Contrapunto
Qué trabajo cuesta en México pasar de los dichos a los hechos cuando se trata de la democracia. Mientras los primeros se extienden, los segundos se contraen. La verdad es que tal como se practica aquí la democracia, lejos de contribuir a ir cerrando las brechas que existen entre distintos grupos de la sociedad, éstas tienden, en cambio, a ensancharse.
La convergencia de los fines sociales, que usualmente se declaran objetivos generales de gobierno o de las políticas públicas, por reducida que ésta sea, sólo puede darse cuando existen una serie de consensos básicos sobre los cuales se discute, se acuerda y se actúa. Esto permite no tener que pasar necesariamente por encima de los derechos que tienen, de las posturas que mantienen y de las condiciones que padecen los demás. Eso no existe aquí.
La democracia no constituye un sistema perfecto de organización social. Eso se sabe bien. Requiere reglas y un sustento institucional fuerte. Esa base no se limita a emitir votos cuando se require, tampoco a los órganos electorales que aún siguen siendo cuestionados abiertamente. ¿Es que todavía no nos hemos dado cuenta cabal de la restricción de la democracia electoral?
Un orden social abierto, aunque sea medianamente representativo va, por supuesto, mucho más allá. Abarca las prácticas del poder en sus distintas manifestaciones políticas y económicas. Muchas veces éstas son prácticamente indistinguibles y provocan un círculo vicioso de mayor concentración.
Un entorno no democrático, como el nuestro, involucra, como reverso de la moneda, las consecuencias del no poder, es decir, de la incapacidad real de muchos para expresarse de modo de ser escuchado y tomado en cuenta, no de forma retórica, sino efectiva. Esta situación de no poder y las repercusiones que acarrea, se ponen de relieve cada vez de manera más explícita. La contraposición de ideas y acciones cede sin tregua ante la confrontación de las fuerzas, velada en unas ocasiones y de modo abierto en otras.
Todos dicen hoy defender la democracia. Pero no todos son iguales. Hay muchos matices y se tiende a ignorarlos y esconderlos mediante las exageraciones, o bien, de plano, mediante las mentiras. Muchos se desgarran las vestiduras cuando ven desvirtuarse no únicamente la pureza, sino la misma expresión de esa idea tal como la conciben a partir de sus propios intereses.
La democracia es la que ellos entienden, la que ellos quieren, la que les sirve.

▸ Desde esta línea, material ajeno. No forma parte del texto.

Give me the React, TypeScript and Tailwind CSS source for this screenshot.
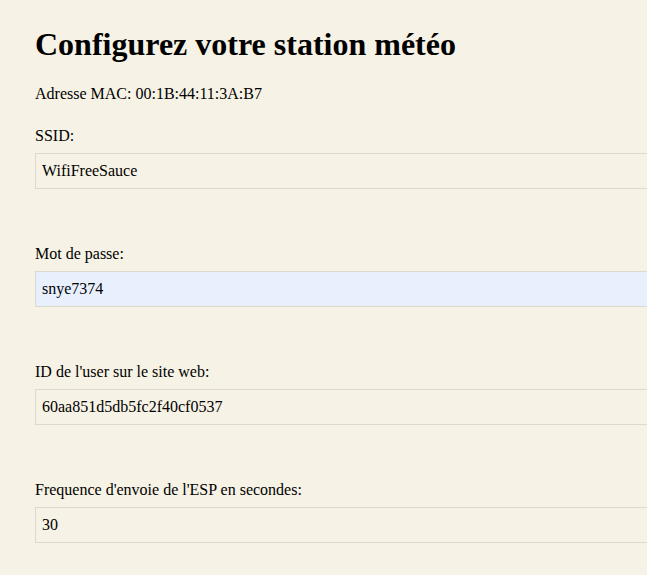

Lo que los otros hacen o dicen lo ven como un producto de la ignorancia, porque son manipulables y manipulados. Se cree, pues, que hay también un monopolio del entendimiento sobre lo que pasa en el país, sobre lo que aquí se necesita. Ésta es otra forma de la falta de competencia y de oportunidades que priva en la sociedad. Esos otros representan al “pueblo”, dicho siempre con menosprecio; son parte de un estrato al que no se pertenece y al que no hay que acercarse demasiado.
Ésta es la visión que se expresa de modo constante en las cadenas de televisión y en buena parte de las estaciones de radio que son privadas, pero que al mismo tiempo explotan sin cortapisas una concesión del Estado. Pero la libre expresión de las ideas se vuelve así también un espacio restringido para quien no tiene los medios y participa de la supuesta verdad.

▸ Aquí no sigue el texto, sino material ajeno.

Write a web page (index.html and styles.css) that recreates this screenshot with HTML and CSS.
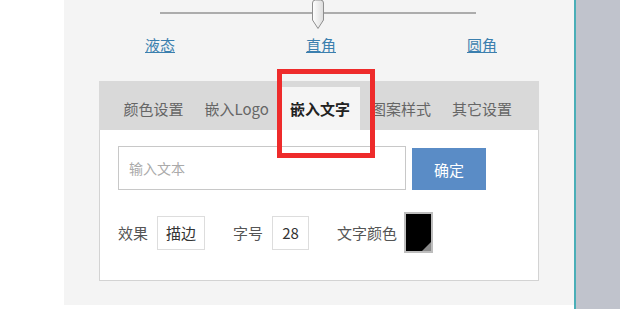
FILE: index.html
```html
<!DOCTYPE html>
<html lang="zh-CN">
<head>
<meta charset="UTF-8">
<title>二维码设置</title>
<link rel="stylesheet" href="styles.css">
</head>
<body>
<div class="page">
    <div class="gutter"></div>

    <div class="panel">
        <div class="slider">
            <div class="track">
                <svg class="thumb" width="14" height="31" viewBox="0 0 14 31">
                    <defs>
                        <linearGradient id="tg" x1="0" x2="1" y1="0" y2="0">
                            <stop offset="0" stop-color="#ffffff"/>
                            <stop offset="1" stop-color="#dcdcdc"/>
                        </linearGradient>
                    </defs>
                    <path d="M1.5 4 Q1.5 1 4.5 1 L9.5 1 Q12.5 1 12.5 4 L12.5 21 L7 29.5 L1.5 21 Z" fill="url(#tg)" stroke="#8f8f8f" stroke-width="1"/>
                </svg>
            </div>
            <div class="slider-labels">
                <a href="#">液态</a>
                <a href="#">直角</a>
                <a href="#">圆角</a>
            </div>
        </div>

        <div class="tab-box">
            <div class="tabs">
                <div class="tab">颜色设置</div>
                <div class="tab">嵌入Logo</div>
                <div class="tab active">嵌入文字</div>
                <div class="tab">图案样式</div>
                <div class="tab">其它设置</div>
            </div>
            <div class="tab-body">
                <div class="text-row">
                    <input class="text-input" type="text" placeholder="输入文本">
                    <button class="ok-btn">确定</button>
                </div>
                <div class="opt-row">
                    <span class="opt-label">效果</span>
                    <span class="opt-box">描边</span>
                    <span class="opt-label gap">字号</span>
                    <span class="opt-box num">28</span>
                    <span class="opt-label gap">文字颜色</span>
                    <span class="swatch"></span>
                </div>
            </div>
        </div>

        <!-- highlight drawn over the active tab -->
        <div class="highlight"></div>
    </div>

    <div class="divider"></div>
    <div class="side"></div>
</div>
</body>
</html>
```

FILE: styles.css
```css
body {
    margin: 0;
    background: #ffffff;
    font-family: "Noto Sans CJK SC", "Noto Sans", sans-serif;
}

.page {
    display: flex;
    height: 309px;
}

.gutter {
    width: 64px;
    flex-shrink: 0;
}

.panel {
    position: relative;
    width: 510px;
    height: 305px;
    background: #f4f4f4;
}

.divider {
    width: 2px;
    background: #4aaeb7;
}

.side {
    flex: 1;
    background: #c0c3cc;
}

/* slider */

.slider {
    width: 316px;
    margin-left: 96px;
    padding-top: 12px;
}

.track {
    position: relative;
    height: 2px;
    background: #acacac;
}

.thumb {
    position: absolute;
    left: 151px;
    top: -13px;
}

.slider-labels {
    display: flex;
    justify-content: space-between;
    margin: 21px -21px 0 -15px;
}

.slider-labels a {
    font-size: 15px;
    line-height: 20px;
    color: #3b7fae;
    text-decoration: underline;
}

/* tabs */

.tab-box {
    margin: 26px 0 0 35px;
    width: 440px;
}

.tabs {
    display: flex;
    height: 49px;
    padding: 6px 0 0 14px;
    box-sizing: border-box;
    background: #d9d9d9;
}

.tab {
    padding: 0 10.5px;
    line-height: 43px;
    font-size: 15px;
    color: #666666;
}

.tab.active {
    background: #f5f5f5;
    color: #222222;
    font-weight: bold;
}

.tab-body {
    height: 151px;
    background: #ffffff;
    border: 1px solid #d3d3d3;
    border-top: none;
    box-sizing: border-box;
    padding: 16px 0 0 18px;
}

.text-row {
    display: flex;
    align-items: flex-end;
    gap: 6px;
}

.text-input {
    width: 288px;
    height: 44px;
    box-sizing: border-box;
    border: 1px solid #c8c8c8;
    padding: 0 10px;
    font-family: inherit;
    font-size: 14px;
    outline: none;
}

.text-input::placeholder {
    color: #aaaaaa;
}

.ok-btn {
    width: 74px;
    height: 42px;
    border: none;
    background: #5a8cc6;
    color: #ffffff;
    font-family: inherit;
    font-size: 15px;
}

.opt-row {
    display: flex;
    align-items: center;
    margin-top: 22px;
    font-size: 15px;
}

.opt-label {
    color: #555555;
}

.opt-label.gap {
    margin-left: 28px;
}

.opt-box {
    margin-left: 9px;
    width: 48px;
    height: 34px;
    box-sizing: border-box;
    border: 1px solid #dddddd;
    display: flex;
    align-items: center;
    justify-content: center;
    color: #333333;
}

.opt-box.num {
    width: 37px;
}

.swatch {
    position: relative;
    margin-left: 7px;
    width: 29px;
    height: 41px;
    box-sizing: border-box;
    border: 2px solid #bdbdbd;
    background: #000000;
}

.swatch::after {
    content: "";
    position: absolute;
    right: 0;
    bottom: 0;
    border-style: solid;
    border-width: 0 0 9px 9px;
    border-color: transparent transparent #8a8a8a transparent;
}

.highlight {
    position: absolute;
    left: 213px;
    top: 69px;
    width: 98px;
    height: 89px;
    box-sizing: border-box;
    border: 5px solid #ee2b2b;
}
```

Ya no hay ningún límite para alimentar la confrontación, para exagerar a sabiendas y mentir sin chistar. No existe el límite que podrían autoimponerse los medios, cosa por demás difícil y, por supuesto, tampoco aquel que debería provenir del gobierno, que es tan complaciente, pero que debería aplicar la ley, promover la concordia y, según se dice, el bien común. Provocar el vacío legal y mantenerse al margen es también una forma de gobernar.
Lo que existe entre muchos de quienes la defienden es, en verdad, un odio por la democracia, ya que ésta se sale de los confines de lo que se quiere de ella, de lo que la hace rentable. Cuando en el contexto democrático se abren espacios de acción para los otros, se rebasa el marco de lo que es admisible como correcto y hay que ponerle límites. La democracia se vuelve en un giro de la misma acción política en un medio para el avasallamiento.

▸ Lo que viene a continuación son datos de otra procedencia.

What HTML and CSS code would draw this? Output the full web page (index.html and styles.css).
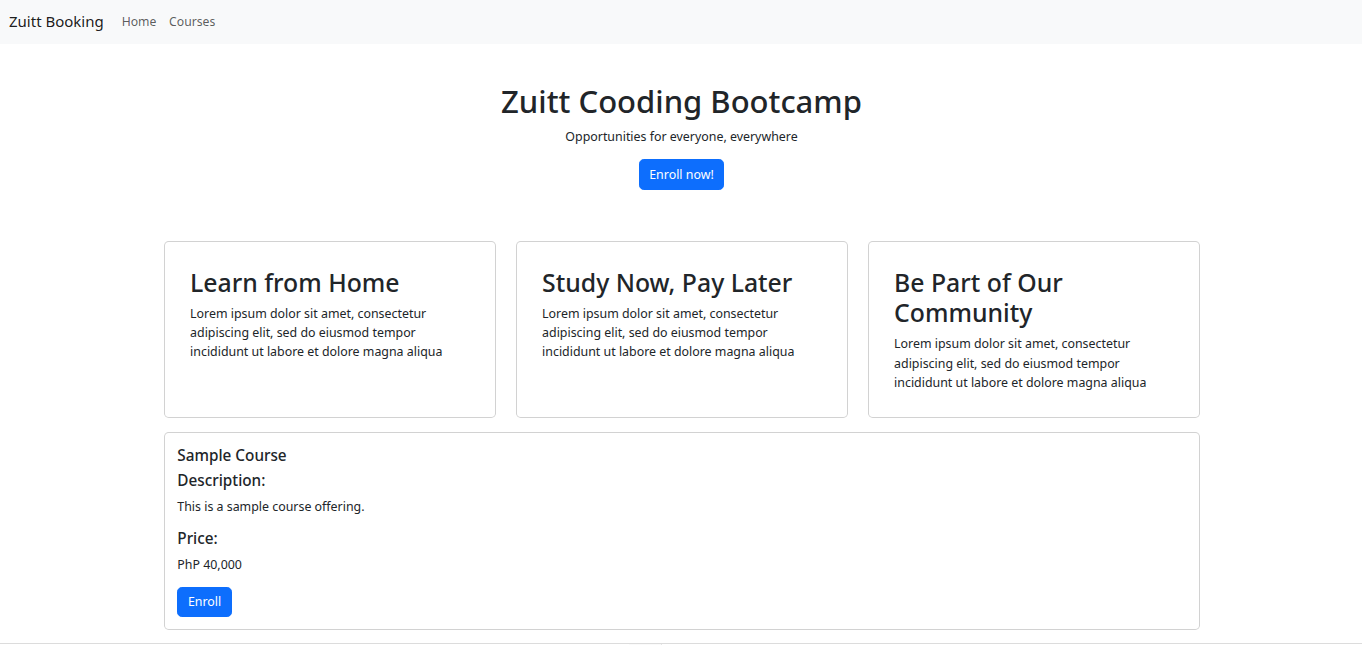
FILE: index.html
```html
<!DOCTYPE html>
<html lang="en">
<head>
<meta charset="utf-8">
<title>Zuitt Booking</title>
<link rel="stylesheet" href="styles.css">
</head>
<body>
<nav class="navbar">
  <a class="brand" href="#">Zuitt Booking</a>
  <a class="nav-link" href="#">Home</a>
  <a class="nav-link" href="#">Courses</a>
</nav>
<main class="container">
  <section class="hero">
    <h1>Zuitt Cooding Bootcamp</h1>
    <p>Opportunities for everyone, everywhere</p>
    <a class="btn" href="#">Enroll now!</a>
  </section>
  <section class="highlights">
    <div class="card highlight">
      <h2>Learn from Home</h2>
      <p>Lorem ipsum dolor sit amet, consectetur adipiscing elit, sed do eiusmod tempor incididunt ut labore et dolore magna aliqua</p>
    </div>
    <div class="card highlight">
      <h2>Study Now, Pay Later</h2>
      <p>Lorem ipsum dolor sit amet, consectetur adipiscing elit, sed do eiusmod tempor incididunt ut labore et dolore magna aliqua</p>
    </div>
    <div class="card highlight">
      <h2>Be Part of Our Community</h2>
      <p>Lorem ipsum dolor sit amet, consectetur adipiscing elit, sed do eiusmod tempor incididunt ut labore et dolore magna aliqua</p>
    </div>
  </section>
  <section class="card course">
    <h5>Sample Course</h5>
    <h5>Description:</h5>
    <p>This is a sample course offering.</p>
    <h5>Price:</h5>
    <p>PhP 40,000</p>
    <a class="btn" href="#">Enroll</a>
  </section>
</main>
<footer class="footer"><span class="footer-tab"></span></footer>
</body>
</html>
```
FILE: styles.css
```css
* { box-sizing: border-box; }
html, body { margin: 0; padding: 0; }
body {
  font-family: "Noto Sans", "Open Sans", sans-serif;
  font-size: 12.4px;
  line-height: 19.2px;
  color: #212529;
  background: #fff;
}
a { text-decoration: none; }
h1, h2, h5, p { margin: 0; }

.navbar {
  height: 44px;
  background: #f8f9fa;
  display: flex;
  align-items: center;
  padding: 0 9px;
}
.brand {
  font-size: 15px;
  color: rgba(0,0,0,.9);
  margin-right: 11.5px;
}
.nav-link {
  color: rgba(0,0,0,.65);
  padding: 0 6.4px;
  font-size: 12.2px;
}

.container {
  width: 1036px;
  margin: 0 auto;
  padding-left: 1px;
  box-sizing: content-box;
}
.hero {
  padding-top: 38px;
  text-align: center;
}
.hero h1 {
  font-size: 31px;
  font-weight: 500;
  line-height: 38.4px;
  margin-bottom: 6.4px;
}
.hero p { margin-bottom: 12.8px; }

.btn {
  display: inline-block;
  background: #0d6efd;
  color: #fff;
  border: 1px solid #0d6efd;
  border-radius: 4.8px;
  padding: 4.8px 9.6px;
  font-size: 12.4px;
  line-height: 19.2px;
}

.highlights {
  margin-top: 51px;
  display: grid;
  grid-template-columns: repeat(3, 1fr);
  gap: 20px;
}
.card {
  border: 1px solid rgba(0,0,0,.175);
  border-radius: 4.8px;
  background: #fff;
}
.highlight {
  padding: 25px 25.6px;
}
.highlight h2 {
  font-size: 24.8px;
  font-weight: 500;
  line-height: 30.7px;
  margin-bottom: 6.4px;
}

.course {
  margin-top: 14px;
  padding: 12.8px 12.8px 12px;
}
.course h5 {
  font-size: 15.3px;
  font-weight: 500;
  line-height: 19.2px;
  margin-bottom: 6.4px;
}
.course p { margin-bottom: 12.8px; }

.footer {
  margin-top: 13px;
  border-top: 1px solid #dcdcdc;
  display: flex;
  justify-content: center;
  height: 8px;
}
.footer-tab {
  width: 33px;
  height: 8px;
  margin-left: -72px;
  background: #fafafa;
  border-right: 1px solid #e6e6e6;
}
```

Claro que a muchos les incomoda ver a la gente juntarse en el Zócalo y expresarse sobre la reforma energética; por supuesto que molesta ver tomado el Congreso para forzar a un debate sobre la situación de Pemex. Pero es que no estamos en Bélgica, donde la crisis política mantuvo un vacío en el gobierno durante meses sin confrontaciones callejeras ni pleitos parlamentarios.
Podría el gobierno convocar a la gente a la calle en apoyo de su propuesta de reforma energética; podría promover acuerdos políticos para avanzar en la dirección que quiere sin generar tantas fricciones y sembrando el escepticismo entre buena parte de la población. Hasta ahora no se ha propuesto siquiera esta forma de actuar.